What is Quakerism?

Who are the Quakers and what do they believe?

          During the social and political ferment in England in the 1650s, a number of small religious groups began.  Many of them soon died out.  One group went by the name of Seekers of the Truth, and when some of its followers got caught up in the religious fervor of its gatherings and began to shake or quake, the group got the informal title of “Quakers.”  These Friends of the Light or Seekers of the Truth became more widely known as the Society of Friends, or simply Quakers.  The early founders, like George Fox and William Penn, were devout Christians.   The followers gathered in silence to “wait upon the Lord.”  They adopted plain dress and plain speech patterns and avoided “steeple houses” and the rituals of established Protestant sects.

         Today members and attenders of Quaker meetings still gather in silence to wait upon the Light.  This practice means that each person sits in contemplation of God, speaking what is on her or his heart, not a liturgy nor a set scriptural passage.  Early in the development of the Quaker movement, George Fox challenged its followers by asking, “But what canst thou say?  Art thou a child of Light? And hast thou walked in the light? And what thou speakest, is it inwardly from God?”  Frequently meetings are conducted entirely in silence.

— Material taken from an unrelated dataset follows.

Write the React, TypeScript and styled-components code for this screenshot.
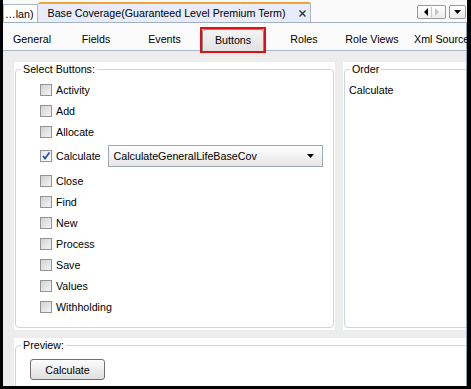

         Truth rarely comes as an instant illumination; rather it comes bit by bit.  Quakers call this process a continuing revelation.  And what is true for individuals is true of the Society as a whole.  For example, Quakers are credited with being early in calling for the abolition of slavery, but the progression shows that in 1696 Quakers were advised not to import slaves, in 1730 they were told not to buy slaves, in 1762 Monthly Meetings were instructed to deal with Friends who still held slaves, but not till 1778 did the Yearly Meeting say that slaveholders should be disowned from their meetings. 

            Quakers do believe that there is “that of God in each person.” This  emphasis on the within-ness of God in each of us has led to patterns of behavior that call for social witness and action in the wider world.